Tek-Tips is the largest IT community on the Internet today!

Members share and learn making Tek-Tips Forums the best source of peer-reviewed technical information on the Internet!

  • Congratulations IamaSherpa on being selected by the Tek-Tips community for having the most helpful posts in the forums last week. Way to Go!

Separate tables? 1

Status
Not open for further replies.

barbola

Technical User
Feb 27, 2003
1,132
CA
We have a huge database with one table having over 1,000,000 records (okay, that's huge for us!).

We get data from about a dozen different customers and put it all into an SQL table. The data is for the sale of the same product (livestock), but each customer has its own way of reporting to us as to the quality and grade of the animals.

As an example, for Customer 1 the table has 25 fields updated of the 50 fields in the table. Customer 2 may have 30 fields, but all in all, there are only a dozen common fields between the customers.

The data from Cust 1 in column Z has a totally different meaning from Cust 2's data in the same column even though they call it the same thing, and technically should be in different fields.

I am in the process of creating separate tables for each customer and copying the data over. Then I will create one master table (or maybe a view) with the comparable common data.

Does this sound like it will be more efficient or should we keep it all in one table? Any ideas? Anyone?

thanks.

Thanks!
Barb E.
 
I would keep it separate and create a view or views to unify the data for purposes when the data needs to be seen as one table.

-------------------------
The trouble with doing something right the first time is that noboby appreciates how difficult it was.
- Steven Wright
 
I think it depends on what you are using the data for. If in your reporting and querying, you are usually only looking at one customer at a time, then separate tables can makes sense. But if what you really need is the consolidated data, then separating the data will make things even less efficient (and much harder to code against unless you use a view which may negatively affect performance).

In the second case, what I would do is transform the data into the correct fields on import. It doesn't matter what the customers call the information, it matters what you call it. I have two different databases which rely heavily on data received from multiple sources that are in different formats and structures when I get it.

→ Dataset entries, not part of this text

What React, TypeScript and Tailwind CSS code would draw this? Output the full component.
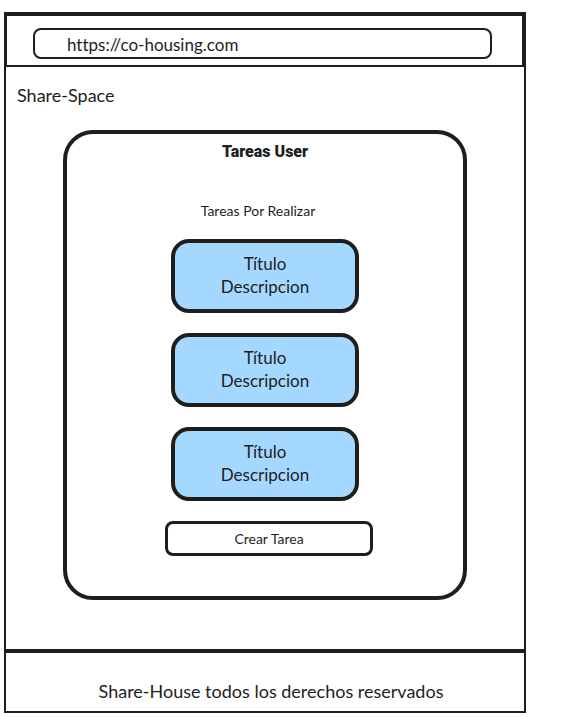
const tasks = [
  { id: 1, title: 'Título', description: 'Descripcion' },
  { id: 2, title: 'Título', description: 'Descripcion' },
  { id: 3, title: 'Título', description: 'Descripcion' },
];

function AddressBar() {
  return (
    <header className="border-t-2 border-r-2 border-b-2 border-l border-[#1e1e1e] pt-3 pr-[30px] pb-[6px] pl-[26px]">
      <input
        type="text"
        aria-label="Dirección"
        defaultValue="https://co-housing.com"
        className="block h-[31px] w-full rounded-lg border-2 border-[#1e1e1e] bg-white pt-0.5 pl-8 text-[17px] leading-6 outline-none"
      />
    </header>
  );
}

function TaskCard({ title, description }: { title: string; description: string }) {
  return (
    <li className="w-[188px] rounded-[18px] border-4 border-[#1e1e1e] bg-[#a5d8ff] pt-[9px] pb-[11px] text-center text-[17px] leading-[23px]">
      <h3>{title}</h3>
      <p>{description}</p>
    </li>
  );
}

export default function App() {
  return (
    <div className="min-h-screen bg-white pt-3 pr-[35px] pb-1 pl-1 font-['Lato',sans-serif] text-[#1e1e1e] [font-variant-ligatures:none]">
      <div className="border-2 border-[#1e1e1e]">
        <AddressBar />
        <main className="pb-[49px]">
          <h1 className="pt-4 pl-[11px] text-lg leading-6">Share-Space</h1>
          <section className="mx-[57px] mt-[23px] flex flex-col items-center rounded-[30px] border-4 border-[#1e1e1e] pt-[6px] pb-10">
            <h2 className="font-['Roboto',sans-serif] text-base leading-6 font-black">Tareas User</h2>
            <p className="mt-9 pr-[14px] text-sm leading-[22px]">Tareas Por Realizar</p>
            <ul className="mt-[17px] flex flex-col gap-5">
              {tasks.map((task) => (
                <TaskCard key={task.id} title={task.title} description={task.description} />
              ))}
            </ul>
            <button
              type="button"
              className="mt-5 ml-2 w-[208px] rounded-lg border-3 border-[#1e1e1e] bg-white py-1 text-sm leading-[21px]"
            >
              Crear Tarea
            </button>
          </section>
        </main>
        <footer className="border-t-4 border-[#1e1e1e] pt-[26px] pb-2 pl-3 text-center text-lg leading-6">
          Share-House todos los derechos reservados
        </footer>
      </div>
    </div>
  );
}
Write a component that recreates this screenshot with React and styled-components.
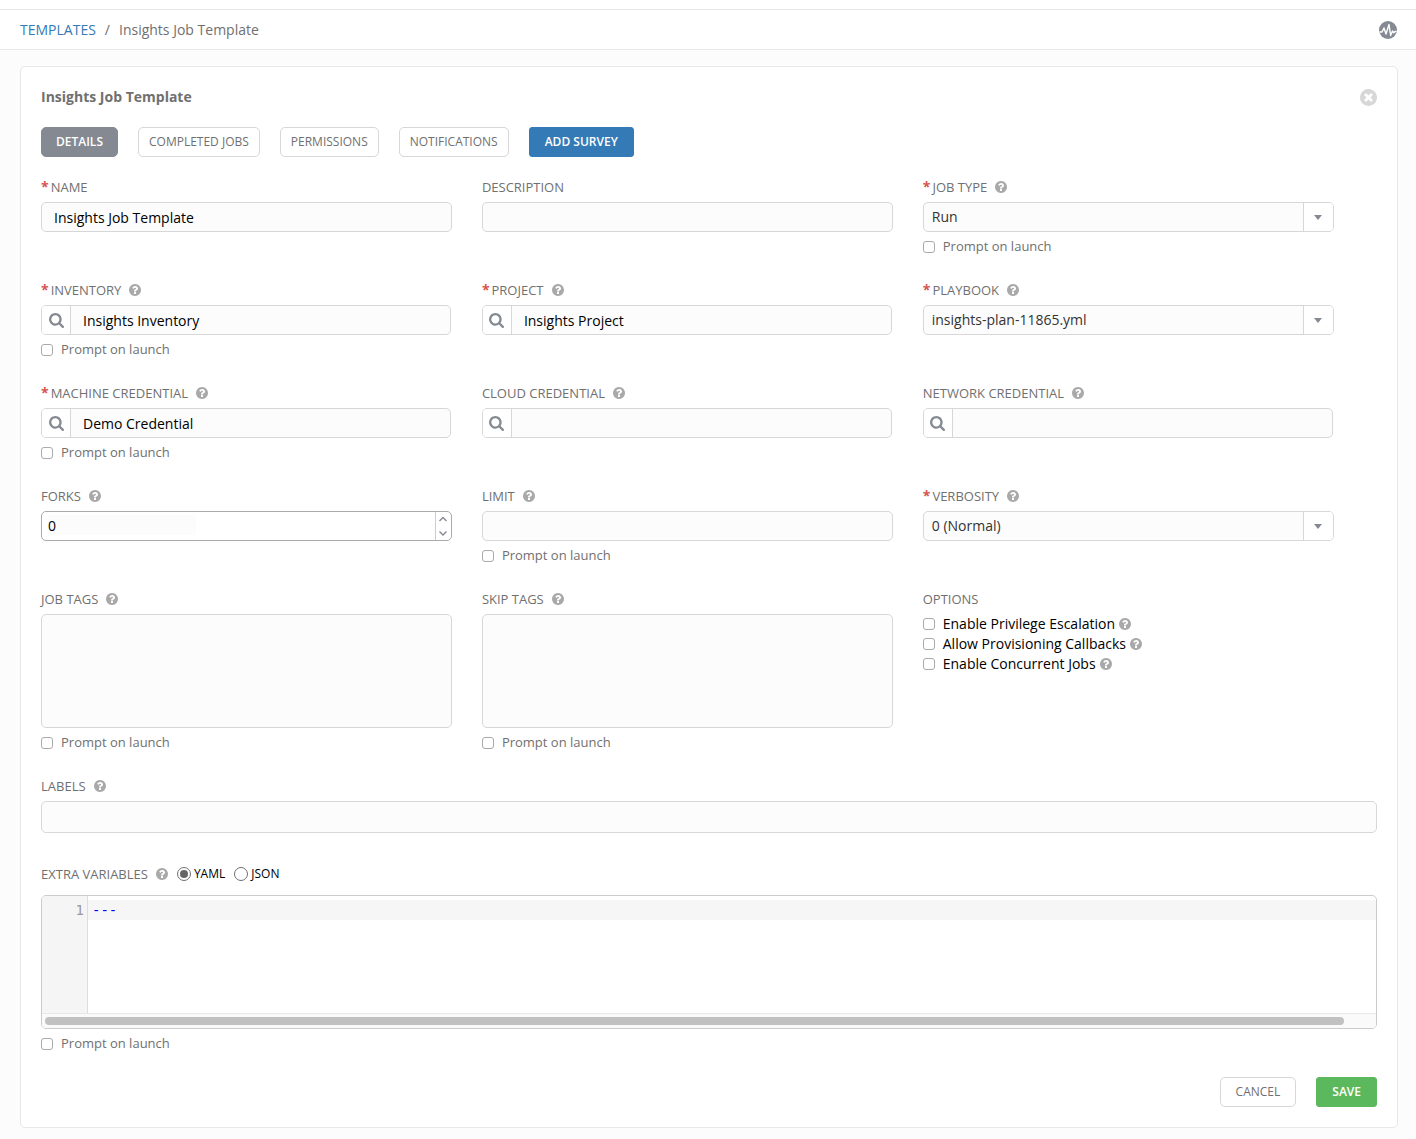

As a result I have very complex transformations built. However, the data is all consolidated as it needs to be for the purposes I'm using the data for. Data fields, they send me that don't fit my data model, I throw away. Field sizes are determined based on which of my data providers has the largest field size and then a fudge factor is thrown is as they are known to change structure on me without warning. Non relational data is made relational as part of the transform and their fields are mapped carefully to my fields with the exact mapping differing from data provider to data provider. If there is differnt data from different providers that I want to use in a consolidated fashion, I put the field in my data structure but allow nulls so that data sources which don't have that informaion will not fail in the import.

With tables that size, you need to become expert in performance tuning. I suggest you look at some books on the subject. Some immediate things to consider. Put indexes and transaction logs on separate drives from the main tables. Get rid of cursors. Avoid in, not in, like %sometext' etc. Never ask for more columns than you need, especially never use select * if you have an inner join. Find ways to reduce all information sent to the bare minimum. Change subqueries to derived tables (check results, this improves efficeny in most but not all cases). Don't use union or distinct unless you have no other choice. Use table variables instead of temp tables. Make sure you have good indexing. Avoid dynamic SQL. If you can archive off old information that is not used frequently, so so (this is much better than creating multiple customer tables). If there are multiple ways to get the same result, try all of them for any poorly performing query until you have the best performing one.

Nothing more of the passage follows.